## [Aim]
Make an exact copy of all the material below, apart from the pictures.
┌─ Data extract
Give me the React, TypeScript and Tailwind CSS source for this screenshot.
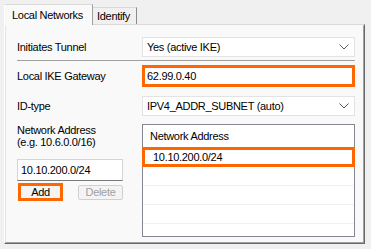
function Chevron() {
  return (
    <svg width="10" height="6" viewBox="0 0 10 6">
      <polyline points="0.5,0.5 5,5 9.5,0.5" fill="none" stroke="#5a5a5a" strokeWidth="1" />
    </svg>
  );
}

function Combo({ value }: { value: string }) {
  return (
    <div className="flex h-[20px] w-[213px] items-center justify-between border border-[#e3e3e3] bg-white pl-[4px] pr-[5px]">
      <span>{value}</span>
      <Chevron />
    </div>
  );
}

function App() {
  return (
    <div
      className="h-[249px] w-[371px] bg-[#f0f0f0] pl-[4px] pt-[4px] text-[11px] tracking-[-0.3px] text-black"
      style={{ fontFamily: '"Liberation Sans", Arial, sans-serif' }}
    >
      <div className="flex h-[20px] items-start">
        <div className="relative z-10 flex h-[21px] w-[89px] items-center border-l border-r border-t border-l-white border-r-[#a0a0a0] border-t-[#d9d9d9] bg-[#f9f9f9] pl-[7px]">
          Local Networks
        </div>
        <div className="mt-[3px] flex h-[17px] w-[44px] items-center border-r border-t border-r-[#8a8a8a] border-t-[#d9d9d9] bg-[#f0f0f0] pl-[4px]">
          Identify
        </div>
      </div>

      <div className="h-[220px] w-[361px] border border-b-[#696969] border-l-white border-r-[#696969] border-t-[#d9d9d9]">
        <div className="h-full w-full border border-b-[#a0a0a0] border-l-[#e3e3e3] border-r-[#a0a0a0] border-t-[#f9f9f9] bg-[#f9f9f9] pl-[11px] pt-[11px]">
          <div className="flex items-center">
            <div className="w-[125px]">Initiates Tunnel</div>
            <Combo value="Yes (active IKE)" />
          </div>
          <div className="mt-[3px] h-px w-[338px] bg-[#a0a0a0]" />

          <div className="mt-[4px] flex items-center">
            <div className="w-[125px]">Local IKE Gateway</div>
            <div className="flex h-[22px] w-[213px] items-center border-[3px] border-[#ff6600] bg-white pl-[2px]">
              62.99.0.40
            </div>
          </div>

          <div className="mt-[9px] flex items-center">
            <div className="w-[125px]">ID-type</div>
            <Combo value="IPV4_ADDR_SUBNET (auto)" />
          </div>

          <div className="mt-[8px] flex">
            <div className="w-[125px]">
              <div className="leading-[12px]">
                Network Address
                <br />
                (e.g. 10.6.0.0/16)
              </div>
              <div className="mt-[11px] flex h-[22px] w-[106px] items-center border border-[#d4d4d4] border-b-[#7a7a7a] bg-white pl-[3px]">
                10.10.200.0/24
              </div>
              <div className="mt-[2px] flex items-center">
                <button className="ml-px flex h-[18px] w-[45px] items-center justify-center border-[3px] border-[#ff6600] bg-[#f4f4f4]">
                  Add
                </button>
                <button className="ml-[15px] flex h-[15px] w-[45px] items-center justify-center rounded-[2px] border border-[#d0d0d0] bg-[#f4f4f4] text-[#a0a0a0]">
                  Delete
                </button>
              </div>
            </div>

            <div className="h-[113px] w-[213px] border border-[#828790] bg-white">
              <div className="flex h-[22px] items-center pl-[7px]">Network Address</div>
              <div className="-mx-px flex h-[20px] items-center border-[3px] border-[#ff6600] pl-[8px]">
                10.10.200.0/24
              </div>
              <div className="h-[19px] border-b border-[#f0f0f0]" />
              <div className="h-[19px] border-b border-[#f0f0f0]" />
              <div className="h-[19px] border-b border-[#f0f0f0]" />
            </div>
          </div>
        </div>
      </div>
    </div>
  );
}

export default App;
└─
## [Response below]
Give me the React, TypeScript and Tailwind CSS source for this screenshot.
function Chevron() {
  return (
    <svg width="10" height="6" viewBox="0 0 10 6">
      <polyline points="0.5,0.5 5,5 9.5,0.5" fill="none" stroke="#5a5a5a" strokeWidth="1" />
    </svg>
  );
}

function Combo({ value }: { value: string }) {
  return (
    <div className="flex h-[20px] w-[213px] items-center justify-between border border-[#e3e3e3] bg-white pl-[4px] pr-[5px]">
      <span>{value}</span>
      <Chevron />
    </div>
  );
}

function App() {
  return (
    <div
      className="h-[249px] w-[371px] bg-[#f0f0f0] pl-[4px] pt-[4px] text-[11px] tracking-[-0.3px] text-black"
      style={{ fontFamily: '"Liberation Sans", Arial, sans-serif' }}
    >
      <div className="flex h-[20px] items-start">
        <div className="relative z-10 flex h-[21px] w-[89px] items-center border-l border-r border-t border-l-white border-r-[#a0a0a0] border-t-[#d9d9d9] bg-[#f9f9f9] pl-[7px]">
          Local Networks
        </div>
        <div className="mt-[3px] flex h-[17px] w-[44px] items-center border-r border-t border-r-[#8a8a8a] border-t-[#d9d9d9] bg-[#f0f0f0] pl-[4px]">
          Identify
        </div>
      </div>

      <div className="h-[220px] w-[361px] border border-b-[#696969] border-l-white border-r-[#696969] border-t-[#d9d9d9]">
        <div className="h-full w-full border border-b-[#a0a0a0] border-l-[#e3e3e3] border-r-[#a0a0a0] border-t-[#f9f9f9] bg-[#f9f9f9] pl-[11px] pt-[11px]">
          <div className="flex items-center">
            <div className="w-[125px]">Initiates Tunnel</div>
            <Combo value="Yes (active IKE)" />
          </div>
          <div className="mt-[3px] h-px w-[338px] bg-[#a0a0a0]" />

          <div className="mt-[4px] flex items-center">
            <div className="w-[125px]">Local IKE Gateway</div>
            <div className="flex h-[22px] w-[213px] items-center border-[3px] border-[#ff6600] bg-white pl-[2px]">
              62.99.0.40
            </div>
          </div>

          <div className="mt-[9px] flex items-center">
            <div className="w-[125px]">ID-type</div>
            <Combo value="IPV4_ADDR_SUBNET (auto)" />
          </div>

          <div className="mt-[8px] flex">
            <div className="w-[125px]">
              <div className="leading-[12px]">
                Network Address
                <br />
                (e.g. 10.6.0.0/16)
              </div>
              <div className="mt-[11px] flex h-[22px] w-[106px] items-center border border-[#d4d4d4] border-b-[#7a7a7a] bg-white pl-[3px]">
                10.10.200.0/24
              </div>
              <div className="mt-[2px] flex items-center">
                <button className="ml-px flex h-[18px] w-[45px] items-center justify-center border-[3px] border-[#ff6600] bg-[#f4f4f4]">
                  Add
                </button>
                <button className="ml-[15px] flex h-[15px] w-[45px] items-center justify-center rounded-[2px] border border-[#d0d0d0] bg-[#f4f4f4] text-[#a0a0a0]">
                  Delete
                </button>
              </div>
            </div>

            <div className="h-[113px] w-[213px] border border-[#828790] bg-white">
              <div className="flex h-[22px] items-center pl-[7px]">Network Address</div>
              <div className="-mx-px flex h-[20px] items-center border-[3px] border-[#ff6600] pl-[8px]">
                10.10.200.0/24
              </div>
              <div className="h-[19px] border-b border-[#f0f0f0]" />
              <div className="h-[19px] border-b border-[#f0f0f0]" />
              <div className="h-[19px] border-b border-[#f0f0f0]" />
            </div>
          </div>
        </div>
      </div>
    </div>
  );
}

export default App;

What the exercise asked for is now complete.